Mam nadzieję tylko ze problem tkwi w tym że jak u Nas coś zmieniają to zabierają od razu z innych źródeł. Tak jak z tymi pakietami onkologiczny mi owszem utworzono szybka pomoc onkologiczna a ucierpiały inne obszary medycyny.
27 lutego 2015, 07:33
. . Dużo naoglądałam się w Polsce rodzin, które odkładały na studia/mieszania dla swoich dzieci, a one w ogóle tego nie doceniały i rozwalały pieniądze na prawo i lewo, nie mówię tutaj o wszystkich, nie krzyczeć, hehe : )

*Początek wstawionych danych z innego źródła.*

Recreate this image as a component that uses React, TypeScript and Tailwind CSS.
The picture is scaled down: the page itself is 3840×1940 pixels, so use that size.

nie ma co sie klocic o mieszkanie czu auto. Jak kogos stac lub ma bogatych rodzicow, to chwala im za to. Dobrze ze choc niektorym kest lzej. Nie kazdy sie musi urabiac po lokcie. Ale tylko o ile ten bogatszy ma swiadomosc, ze nie kazdemu wszystko przychodzi lekko i kazdy pracuje wg swoich mozliwosci. Nie mozna wyrzucac komus kto ma 1300zl miesiecznie ze jest nieudacznikiem i powinien byl lepiej planowac. Nauczmy sie szacunku do siebie nawzajem, do pracy, pieniedzy, ale tez troche wiecej wyrozumialosci.
27 lutego 2015, 07:38
cóż, jeśli mamy do czynienia z dwiema osobami równie przedsiębiorczymi i oszczędnymi, to wiadomo, że ktoś kto miał łatwiejszy start i większa pomoc ze strony rodziny może sobie pozwolić na wyższe oszczędności. Zatem taka Kaia może mieć 60 tys. około 30-tki i nie ma co jej w tym momencie wyrzucać, a inna osoba będzie żyła z dnia na dzień, z drobną oszczędzoną kwotą na wszelki wypadek, która rokrocznie i tak będzie wydawać, bo wszelkie wypadki lubią się zdarzać.
....natomiast co do koleżanki czekoladki, może nie w temacie, ale po co Ci było przeżywać az tak nieotrzymanie pracy w barze za 8 zł/h, skoro tak świetnie Ci się wiedzie?
27 lutego 2015, 07:41
Wszystko zależy od sytuacji. Gdy zarabiałam więcej mogłam więcej odłożyć, ale wydałam to na samochód, który troszkę kosztował. Teraz zarabiam mniej i odkładam na ślub, więc za 1,5 roku też prawie nic mi nie zostanie. Tak średnio jestem wstanie odłożyć 300-500 zł miesięcznie, ale też i nie szaleję z wydatkami, nie stać mnie na wszystko. Mam też duże wsparcie w rodzicach, którzy sami kokosów też nie mają, ale pomagają jak mogą. A to mi coś podrzucą, za leki zapłacą/dopłacą (ale też kosztem swoich przyjemności). Pewnie po ślubie jak już będziemy na swoim to za dużo się nie odłoży, chociaż chciałabym odkładać tak nawet po 300 zł, żeby coś było w razie "W".